[BEGIN Stored data]
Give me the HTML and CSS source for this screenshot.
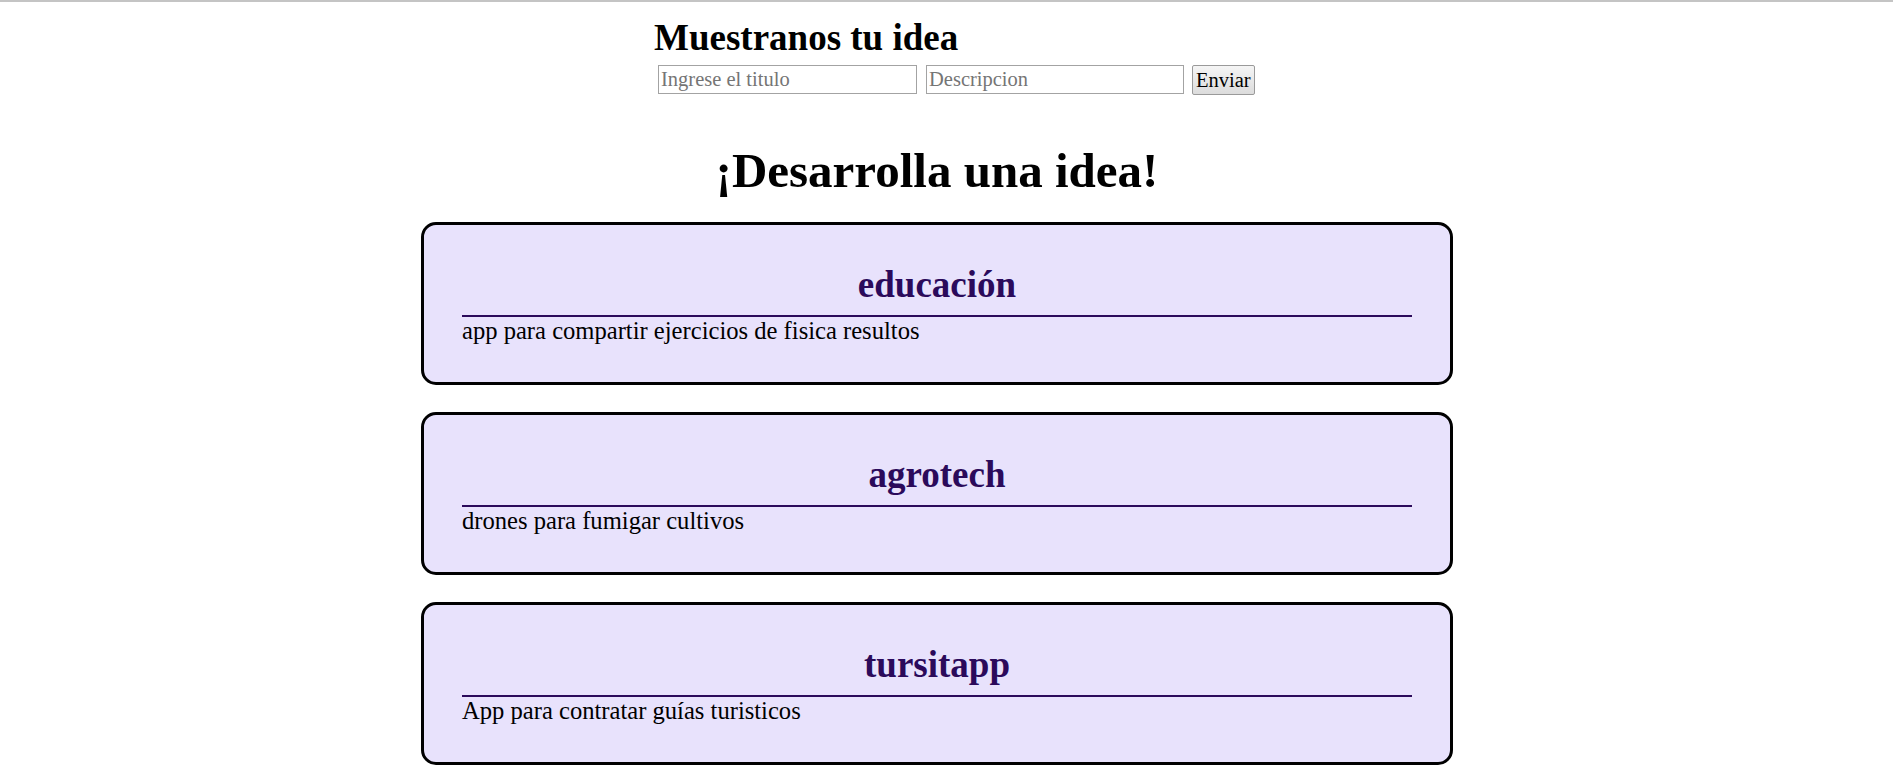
FILE: index.html
```html
<!DOCTYPE html>
<html lang="es">
<head>
<meta charset="utf-8">
<title>Ideas</title>
<link rel="stylesheet" href="styles.css">
</head>
<body>
<div class="page">
  <header class="intro">
    <h2 class="intro-title">Muestranos tu idea</h2>
    <form class="idea-form">
      <input type="text" class="field" placeholder="Ingrese el titulo">
      <input type="text" class="field field-desc" placeholder="Descripcion">
      <button type="button" class="send">Enviar</button>
    </form>
  </header>
  <main class="ideas">
    <h1 class="ideas-title">¡Desarrolla una idea!</h1>
    <article class="card">
      <h2 class="card-title">educación</h2>
      <p class="card-text">app para compartir ejercicios de fisica resultos</p>
    </article>
    <article class="card">
      <h2 class="card-title">agrotech</h2>
      <p class="card-text">drones para fumigar cultivos</p>
    </article>
    <article class="card">
      <h2 class="card-title">tursitapp</h2>
      <p class="card-text">App para contratar guías turisticos</p>
    </article>
  </main>
</div>
</body>
</html>
```

FILE: styles.css
```css
html {
  overflow-y: scroll;
  border-top: 2px solid #c4c4c4;
}

html::-webkit-scrollbar {
  width: 6px;
}

html::-webkit-scrollbar-track {
  background: #f0f0f0;
}

html::-webkit-scrollbar-thumb {
  background: #c1c1c1;
}

body {
  margin: 0;
  background: #ffffff;
  color: #000000;
  font-family: "Liberation Serif", "Times New Roman", serif;
  font-size: 24.6px;
}

.page {
  max-width: 1874px;
}

.intro {
  width: 566px;
  margin: 0 auto;
  padding-top: 14px;
}

.intro-title {
  margin: 0;
  font-size: 37px;
  font-weight: bold;
  white-space: nowrap;
}

.idea-form {
  display: flex;
  gap: 9px;
  margin: 6px 0 0 4px;
  white-space: nowrap;
}

.field {
  flex: 0 0 auto;
  box-sizing: border-box;
  width: 259px;
  height: 29px;
  margin: 0;
  padding: 0 2px;
  border: 1px solid #a3a3a3;
  border-radius: 0;
  background: #ffffff;
  font-family: "Liberation Serif", "Times New Roman", serif;
  font-size: 20.5px;
  color: #000000;
}

.field-desc {
  width: 258px;
}

.field::placeholder {
  color: #757575;
}

.send {
  flex: 0 0 auto;
  box-sizing: border-box;
  height: 30px;
  margin: 0 0 0 -1px;
  padding: 0 3px;
  border: 1px solid #9a9a9a;
  border-radius: 2px;
  background: linear-gradient(#f5f5f5, #dcdcdc);
  font-family: "Liberation Serif", "Times New Roman", serif;
  font-size: 20.5px;
  color: #000000;
}

.ideas {
  width: 1032px;
  margin: 0 auto;
}

.ideas-title {
  margin: 47px 0 23px;
  font-size: 49px;
  font-weight: bold;
  text-align: center;
}

.card {
  margin-bottom: 27px;
  padding: 38px 38px 37px;
  border: 3px solid #000000;
  border-radius: 15px;
  background: #e8e2fc;
}

.card-title {
  margin: 0;
  padding-bottom: 9px;
  border-bottom: 2px solid #2b0a5b;
  color: #2b0a5b;
  font-size: 37px;
  font-weight: bold;
  text-align: center;
}

.card-text {
  margin: 0;
  font-size: 24.6px;
}
```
[END Stored data]
- _What you need to do_
Using the data above, write out every line exactly, leaving the images behind.

- _Task response_
Give me the HTML and CSS source for this screenshot.
FILE: index.html
```html
<!DOCTYPE html>
<html lang="es">
<head>
<meta charset="utf-8">
<title>Ideas</title>
<link rel="stylesheet" href="styles.css">
</head>
<body>
<div class="page">
  <header class="intro">
    <h2 class="intro-title">Muestranos tu idea</h2>
    <form class="idea-form">
      <input type="text" class="field" placeholder="Ingrese el titulo">
      <input type="text" class="field field-desc" placeholder="Descripcion">
      <button type="button" class="send">Enviar</button>
    </form>
  </header>
  <main class="ideas">
    <h1 class="ideas-title">¡Desarrolla una idea!</h1>
    <article class="card">
      <h2 class="card-title">educación</h2>
      <p class="card-text">app para compartir ejercicios de fisica resultos</p>
    </article>
    <article class="card">
      <h2 class="card-title">agrotech</h2>
      <p class="card-text">drones para fumigar cultivos</p>
    </article>
    <article class="card">
      <h2 class="card-title">tursitapp</h2>
      <p class="card-text">App para contratar guías turisticos</p>
    </article>
  </main>
</div>
</body>
</html>
```

FILE: styles.css
```css
html {
  overflow-y: scroll;
  border-top: 2px solid #c4c4c4;
}

html::-webkit-scrollbar {
  width: 6px;
}

html::-webkit-scrollbar-track {
  background: #f0f0f0;
}

html::-webkit-scrollbar-thumb {
  background: #c1c1c1;
}

body {
  margin: 0;
  background: #ffffff;
  color: #000000;
  font-family: "Liberation Serif", "Times New Roman", serif;
  font-size: 24.6px;
}

.page {
  max-width: 1874px;
}

.intro {
  width: 566px;
  margin: 0 auto;
  padding-top: 14px;
}

.intro-title {
  margin: 0;
  font-size: 37px;
  font-weight: bold;
  white-space: nowrap;
}

.idea-form {
  display: flex;
  gap: 9px;
  margin: 6px 0 0 4px;
  white-space: nowrap;
}

.field {
  flex: 0 0 auto;
  box-sizing: border-box;
  width: 259px;
  height: 29px;
  margin: 0;
  padding: 0 2px;
  border: 1px solid #a3a3a3;
  border-radius: 0;
  background: #ffffff;
  font-family: "Liberation Serif", "Times New Roman", serif;
  font-size: 20.5px;
  color: #000000;
}

.field-desc {
  width: 258px;
}

.field::placeholder {
  color: #757575;
}

.send {
  flex: 0 0 auto;
  box-sizing: border-box;
  height: 30px;
  margin: 0 0 0 -1px;
  padding: 0 3px;
  border: 1px solid #9a9a9a;
  border-radius: 2px;
  background: linear-gradient(#f5f5f5, #dcdcdc);
  font-family: "Liberation Serif", "Times New Roman", serif;
  font-size: 20.5px;
  color: #000000;
}

.ideas {
  width: 1032px;
  margin: 0 auto;
}

.ideas-title {
  margin: 47px 0 23px;
  font-size: 49px;
  font-weight: bold;
  text-align: center;
}

.card {
  margin-bottom: 27px;
  padding: 38px 38px 37px;
  border: 3px solid #000000;
  border-radius: 15px;
  background: #e8e2fc;
}

.card-title {
  margin: 0;
  padding-bottom: 9px;
  border-bottom: 2px solid #2b0a5b;
  color: #2b0a5b;
  font-size: 37px;
  font-weight: bold;
  text-align: center;
}

.card-text {
  margin: 0;
  font-size: 24.6px;
}
```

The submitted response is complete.